Calma; é preciso ter calma e sensatez, como diz o Lélio Calhau. A sociedade brasileira está prestes a se animalizar. Não se cura violência com mais violência. Uma sociedade mórbida de violência precisa de muito mais que decretos, cadeia, cães, armas e cassetetes, muito mais.

A lei dos Crimes Hediondos, nasceu do inconsciente da dramatização orquestrada por um fato isolado e não cumpriu o resultado que a autora da trama lhe destinou; não fez diminuir o tráfico de drogas, os homicídios bárbaros continuam; Bush sapateia sobre o Iraque sem obter resultados efetivos.

Helinho é negro, pobre, analfabeto e sem coordenação dos sentidos. Passados de uns dez anos, acertou os “vazios” de “Nozin” com um pequeno canivete, provocando-lhe o resultado morte. Indiciado, depois de fugir do flagrante, foi denunciado por homicídio. Motivo fútil. Forma qualificada. Crime hediondo(?). Violência gera violência; eu disse? No bar, quieto em seu canto, Helinho levou um tapa no “pé do ouvido” e reagiu. Não era o pateta de hoje; tinha toda a noção do que fazia, sim senhor.

Nomeado para a defesa, fiz o júri de Helinho. Usei como teses de defesa, a Violenta Emoção e a Legítima Defesa própria. Venci na segunda tese. O Conselho de Sentença, reconhece o fato mas o livra da pena.
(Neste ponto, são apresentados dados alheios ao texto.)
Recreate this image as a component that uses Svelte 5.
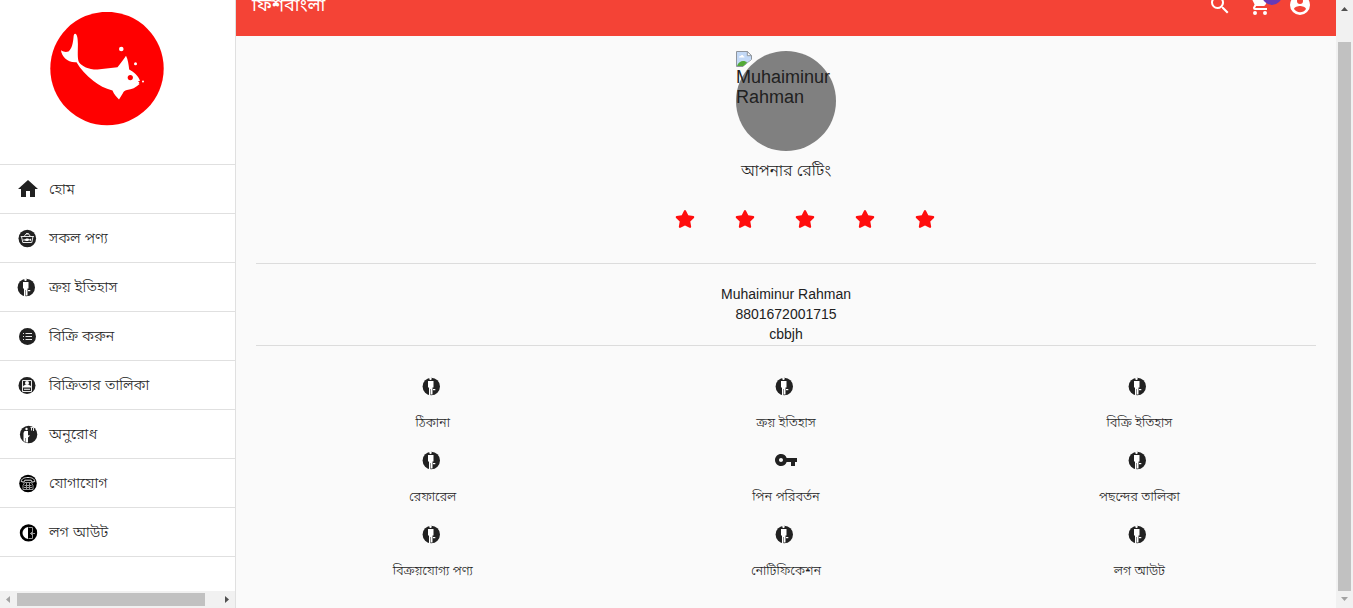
<script>
  const menu = [
    { label: 'হোম', icon: 'home' },
    { label: 'সকল পণ্য', icon: 'basket' },
    { label: 'ক্রয় ইতিহাস', icon: 'person' },
    { label: 'বিক্রি করুন', icon: 'list' },
    { label: 'বিক্রিতার তালিকা', icon: 'seller' },
    { label: 'অনুরোধ', icon: 'request' },
    { label: 'যোগাযোগ', icon: 'phone' },
    { label: 'লগ আউট', icon: 'door' }
  ];
  const tiles = [
    { label: 'ঠিকানা', icon: 'person' },
    { label: 'ক্রয় ইতিহাস', icon: 'person' },
    { label: 'বিক্রি ইতিহাস', icon: 'person' },
    { label: 'রেফারেল', icon: 'person' },
    { label: 'পিন পরিবর্তন', icon: 'key' },
    { label: 'পছন্দের তালিকা', icon: 'person' },
    { label: 'বিক্রয়যোগ্য পণ্য', icon: 'person' },
    { label: 'নোটিফিকেশন', icon: 'person' },
    { label: 'লগ আউট', icon: 'person' }
  ];
  const stars = [1, 2, 3, 4, 5];
</script>

{#snippet glyph(name)}
  <svg class="icon" viewBox="0 0 24 24" aria-hidden="true">
    {#if name === 'home'}
      <path d="M10 20v-6h4v6h5v-8h3L12 3 2 12h3v8z" />
    {:else if name === 'key'}
      <path d="M12.650 10A5.990 5.990 0 0 0 7 6c-3.310 0-6 2.690-6 6s2.690 6 6 6a5.990 5.990 0 0 0 5.650-4H17v4h4v-4h2v-4H12.650zM7 14c-1.100 0-2-.900-2-2s.900-2 2-2 2 .900 2 2-.900 2-2 2z" />
    {:else if name === 'person'}
      <circle cx="10.300" cy="12.500" r="8.700" />
      <circle class="w" cx="9.500" cy="4.700" r="1.200" />
      <path class="w" d="M7 6.900h5.500v6.600H11.500v7H9.800V15h-.5v6.500L8 21v-7.500H7z" />
      <path class="w" d="M12 15h2.300v1.200H12z" />
    {:else if name === 'basket'}
      <circle cx="11.300" cy="12.500" r="8.800" />
      <path class="l" d="M4.700 10.500h13.200M5.500 10.500l1.300 6h9l1.200-6M8 10.500l2-2.500h2.600l2 2.500M10 7.500h2.600" />
      <path class="w" d="m7.500 13 1.300.6 1.500-1h2l.8.8 2-1v2.600l-2-.8-1.300.7h-2l-1-.6-1.300.8z" />
    {:else if name === 'list'}
      <circle cx="11.500" cy="12.500" r="8.500" />
      <path class="l" d="M9.500 9.500h6.500M9.500 12.500h6.500M9.500 15.500h6.500M7 9.500h1M7 12.500h1M7 15.500h1" />
    {:else if name === 'seller'}
      <circle cx="11" cy="12.500" r="8.500" />
      <path class="l" d="M6.500 7.500h9v11h-9z" />
      <circle class="w" cx="11" cy="10" r="2" />
      <path class="w" d="M7 14.500v-1c.5-1.200 2-1.700 4-1.700s3.500.5 4 1.700v1zM8 15.800h6v1H8z" />
    {:else if name === 'request'}
      <circle cx="12.600" cy="12.500" r="8.700" />
      <circle class="w" cx="10.500" cy="7" r="1.200" />
      <path class="w" d="M8.500 9H12v4.500l1.500-.5v1L12 15.500v5H9.500V16H9v4L7.500 18.500V11z" />
      <path class="l" d="M14.500 5.500h3v3.500M15.500 6v2.500" />
    {:else if name === 'phone'}
      <circle class="k" cx="12" cy="12.500" r="8.800" />
      <path class="l" d="M5.200 10.500c0-2.800 3.300-4 6.800-4s6.800 1.200 6.800 4l-2.600.7-1-2H8.800l-1 2z" />
      <path class="g" d="M8.700 11.500h6.600l1.700 3v4h-10v-4zM8.500 14.500h7M8 16.500h8M10.500 12v6M13.500 12v6" />
    {:else}
      <circle class="k" cx="12.500" cy="12.900" r="8.700" />
      <path class="w" d="M12 7v12C8.500 18.300 6.500 16 6.500 13S8.500 7.700 12 7z" />
      <path class="g" d="M12.500 7.500h4v11h-4M14 13.500h5M15.500 12v3" />
    {/if}
  </svg>
{/snippet}

<div class="shell">
  <aside class="sidebar">
    <a class="brand" href="#home" aria-label="ফিশবাংলা">
      <svg viewBox="0 0 114 114" aria-hidden="true">
        <circle cx="57" cy="56.500" r="56.700" fill="#f00" />
        <g fill="#fff">
          <path d="M25.200 21.700c2 .5 2.700 5 2.700 10 0 8-.6 15 1.100 18.500 3 4 9.500 7.400 18.500 7.300L67.500 55.300C71 51 74 47 76 43.800c2 3.500 2.600 9 3.200 13.700 4.500 2.500 8.800 6 10.800 11.200l-2.300.8 1.800.8-.9.900 1 .8c-3.600 3.500-8 5.500-12.600 6-2.500.5-3.500 1.500-4 3L69 87.500c-2.500-3-5-5-6.500-9C55 76.500 49 73.500 43.500 69 36 63 30 56.500 26.500 50.200c-5 .3-8.500-1-11.300-3.700C12.700 44 11.300 41.500 11 38.300c2.500 1.700 5 2 7.500 1.200 3.500-3 4.500-8.500 5-14 .2-2.200.4-3.800 1.700-3.800z" />
          <circle cx="71.300" cy="37" r="2.300" />
          <circle cx="85.500" cy="51.800" r="1.500" />
          <circle cx="93" cy="69.600" r="1" />
        </g>
        <circle cx="80.300" cy="65.600" r="2.600" fill="#f00" />
      </svg>
    </a>
    <nav>
      {#each menu as item}
        <a class="item" href="#menu">{@render glyph(item.icon)}<span>{item.label}</span></a>
      {/each}
    </nav>
    <div class="hbar" aria-hidden="true">
      <svg viewBox="0 0 17 17"><path class="dim" d="M10 5v7L6 8.500z" /></svg>
      <div class="thumb"></div>
      <svg viewBox="0 0 17 17"><path d="M7 5v7l4-3.500z" /></svg>
    </div>
  </aside>

  <div class="page">
    <header>
      <div class="bar">
        <h1>ফিশবাংলা</h1>
        <div class="actions">
          <button aria-label="Search">
            <svg viewBox="0 0 24 24"><path d="M9.500 3A6.500 6.500 0 0 1 16 9.500c0 1.610-.590 3.090-1.560 4.230l.270.270h.790l5 5-1.500 1.500-5-5v-.790l-.270-.270A6.516 6.516 0 0 1 9.500 16a6.500 6.500 0 0 1 0-13m0 2C7 5 5 7 5 9.500S7 14 9.500 14 14 12 14 9.500 12 5 9.500 5z" /></svg>
          </button>
          <button aria-label="Cart">
            <svg viewBox="0 0 24 24"><path d="M17 18a2 2 0 1 1 0 4 2 2 0 0 1 0-4M1 2h3.270l.940 2H20a1 1 0 0 1 1 1c0 .170-.050.340-.120.500l-3.580 6.470c-.340.610-1 1.030-1.750 1.030H8.100l-.900 1.630-.030.120a.25.25 0 0 0 .250.250H19v2H7a2 2 0 0 1-2-2c0-.350.090-.680.240-.960l1.360-2.450L3 4H1V2m6 16a2 2 0 1 1 0 4 2 2 0 0 1 0-4z" /></svg>
            <span class="badge"></span>
          </button>
          <button aria-label="Account">
            <svg viewBox="0 0 24 24"><path d="M12 19.200c-2.500 0-4.710-1.280-6-3.200.030-2 4-3.100 6-3.100s5.970 1.100 6 3.100a7.232 7.232 0 0 1-6 3.200M12 5a3 3 0 1 1 0 6 3 3 0 0 1 0-6m0-3a10 10 0 1 0 0 20 10 10 0 0 0 0-20z" /></svg>
          </button>
        </div>
      </div>
    </header>

    <main>
      <div class="avatar">
        <svg viewBox="0 0 16 16" aria-hidden="true">
          <path d="M.5.5h10.800l4.200 4.200v4L7 15.500H.5z" fill="#c3d9f7" stroke="#8f959d" />
          <path d="M1 15c1-3.500 4-5 6-5s3 .5 4 1.500L7.500 15z" fill="#53aa38" />
          <path d="M3 6.500c0-1.200 1-1.700 1.700-1.500.5-1.300 2.500-1.200 2.700.2 1 0 1.200.7 1 1.300z" fill="#fff" />
          <path d="M11.300.5v4.200h4.200z" fill="#fff" stroke="#8f959d" />
          <path d="m7 16 9-7.500V11l-5.500 5z" fill="#fff" />
        </svg>
        <span>Muhaiminur Rahman</span>
      </div>
      <h2>আপনার রেটিং</h2>
      <div class="stars">
        {#each stars as n}
          <button aria-label={`${n}`}>
            <svg viewBox="0 0 576 512"><path d="M259.300 17.800 194 150.200 47.900 171.500c-26.200 3.800-36.700 36.100-17.700 54.600l105.700 103-25 145.500c-4.500 26.300 23.200 46 46.400 33.700L288 439.600l130.700 68.700c23.200 12.200 50.900-7.400 46.400-33.700l-25-145.500 105.700-103c19-18.500 8.500-50.800-17.700-54.600L382 150.200 316.700 17.800c-11.700-23.600-45.600-23.900-57.400 0z" /></svg>
          </button>
        {/each}
      </div>
      <section class="details">
        <div>Muhaiminur Rahman</div>
        <div>8801672001715</div>
        <div>cbbjh</div>
      </section>
      <section class="tiles">
        {#each tiles as tile}
          <a href="#tile">{@render glyph(tile.icon)}<span>{tile.label}</span></a>
        {/each}
      </section>
    </main>
  </div>

  <div class="vbar" aria-hidden="true">
    <svg viewBox="0 0 17 17"><path d="M5 11h7L8.500 7z" /></svg>
    <div class="thumb"></div>
    <svg viewBox="0 0 17 17"><path class="dim" d="M5 6h7l-3.500 4z" /></svg>
  </div>
</div>

<style>
  :global(body) {
    margin: 0;
  }
  .shell {
    display: grid;
    grid-template-columns: 236px 1fr 17px;
    height: 100vh;
    overflow: hidden;
    font-family: "Liberation Sans", "Noto Sans Bengali", sans-serif;
    font-weight: 300;
    color: #212121;
    background: #fafafa;
  }
  a {
    color: inherit;
    text-decoration: none;
  }
  button {
    border: 0;
    padding: 0;
    background: none;
    color: inherit;
  }
  svg {
    display: block;
    fill: currentColor;
  }
  .icon {
    width: 24px;
    height: 24px;
    flex: none;
  }
  .icon .w {
    fill: #fff;
  }
  .icon .k {
    fill: #000;
  }
  .icon .l {
    fill: none;
    stroke: #e8e8e8;
    stroke-width: 1;
  }
  .icon .g {
    fill: none;
    stroke: #999;
    stroke-width: 1;
  }

  .sidebar {
    display: flex;
    flex-direction: column;
    box-sizing: border-box;
    min-height: 0;
    border-right: 1px solid #e0e0e0;
    background: #fff;
  }
  .brand {
    padding: 12px 0 38px 50px;
    border-bottom: 1px solid #e0e0e0;
  }
  .brand svg {
    width: 114px;
    height: 114px;
  }
  .item {
    display: flex;
    align-items: center;
    gap: 9px;
    height: 48px;
    padding-left: 16px;
    border-bottom: 1px solid #e0e0e0;
    font-size: 15px;
    line-height: 24px;
  }
  .hbar,
  .vbar {
    display: flex;
    background: #f1f1f1;
    color: #505050;
  }
  .hbar svg,
  .vbar svg {
    flex: none;
    width: 17px;
    height: 17px;
  }
  .dim {
    fill: #a3a3a3;
  }
  .hbar {
    margin-top: auto;
  }
  .thumb {
    background: #c1c1c1;
  }
  .hbar .thumb {
    flex: 1;
    margin: 2px 13px 2px 0;
  }
  .vbar {
    flex-direction: column;
  }
  .vbar .thumb {
    flex: 1;
    margin: 25px 2px 0;
  }

  .page {
    min-width: 0;
  }
  header {
    display: flex;
    align-items: flex-end;
    height: 36px;
    overflow: hidden;
    background: #f44336;
    color: #fff;
  }
  .bar {
    display: flex;
    flex: 1;
    align-items: center;
    justify-content: space-between;
    height: 62px;
    padding: 0 24px 0 16px;
  }
  h1 {
    margin: 0;
    font-size: 18px;
    line-height: 28px;
    font-weight: 400;
  }
  .actions {
    display: flex;
    gap: 16px;
  }
  .actions button {
    position: relative;
  }
  .actions svg {
    width: 24px;
    height: 24px;
  }
  .badge {
    position: absolute;
    top: -8px;
    right: -10px;
    width: 20px;
    height: 20px;
    border-radius: 50%;
    background: #673ab7;
  }

  main {
    padding: 15px 20px 0;
    text-align: center;
  }
  .avatar {
    width: 100px;
    height: 100px;
    margin: 0 auto;
    border-radius: 50%;
    background: #808080;
    font-size: 18px;
    line-height: 20px;
    text-align: left;
  }
  .avatar svg {
    width: 16px;
    height: 16px;
  }
  h2 {
    margin: 8px 0 0;
    font-size: 16px;
    line-height: 24px;
    font-weight: 300;
  }
  .stars {
    display: flex;
    justify-content: center;
    gap: 40px;
    padding: 26px 0 34px 38px;
    color: #ff0d0d;
  }
  .stars svg {
    width: 20px;
    height: 20px;
  }
  .details {
    padding: 20px 0 1px;
    border: solid #dcdcdc;
    border-width: 1px 0;
    font-size: 14px;
    line-height: 20px;
  }
  .tiles {
    display: grid;
    grid-template-columns: repeat(3, 1fr);
    padding-top: 28px;
    font-size: 13px;
    line-height: 20px;
  }
  .tiles a {
    display: flex;
    flex-direction: column;
    align-items: center;
    gap: 15px;
    height: 74px;
  }
</style>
Na platéia alguns radicais me censuravam: por que defender Helinho se ele matou? Me socorro do Dr. Lélio Calhau. Uma teia de decisões e opiniões são plantadas em nosso meio, sem qualquer balizamento científico. Fruto do imediatismo, da cegueira e do preconceito social, da corrupção (o danado do jeitinho brasileiro!), da avidez pelo lucro fácil, do vedetismo, dos holofotes da mídia, e muito mais. A banalização dos costumes, da vida, chega-nos pelas ondas parabólicas. Astros do cancioneiro popular, apresentadores de televisão, comentadores de rádio, políticos de origem duvidosa, vítimas ensandecidas, se transformam em cientistas do comportamento, criadores de normas, juizes “do eu acho”, ávidos de sangue e de vingança, o que não é bom para a verdadeira justiça.

Nessa mesma semana, Cesare Lombroso, serviu de balizamento para um Assistente de Acusação pedir a pena máxima em um julgamento em Belo Horizonte. O mundo civilizado rompeu com Lombroso. Nós o estamos resgatando, pelo simplismo de achar que acabaremos com as formigas pisoteando-as debaixo da laranjeira. Precisamos de um conjunto de leis cientificamente  adequadas à nossa realidade, de um judiciário comprometido, um Ministério Público vigilante, uma polícia mais cientifica e menos torturante, de Políticos e não de “políticos”, de um sistema prisional recuperante, e de uma imprensa livre, porém formada por mais jornalistas e menos mercadores, preocupados mais em informar que vender. O futuro nos aponta um horizonte de gaiolas. Depósitos de presos distantes, sem qualquer direito, longe das ruas, para que as mercedes rodem despreocupadas.

Nosso sistema prisional é fabrica de monstros. Não tivesse vencido o júri, Helinho estaria no cárcere sem direito a progressão de regime. Helinho não é um homem perigoso, vive de catar latinhas, depois de um derrame cerebral que lhe deixou pequenas seqüelas mas que perturbou-lhe a mente; já não sabe dizer a idade que tem, mas não voltou a delinqüir e nem aceita essa hipótese.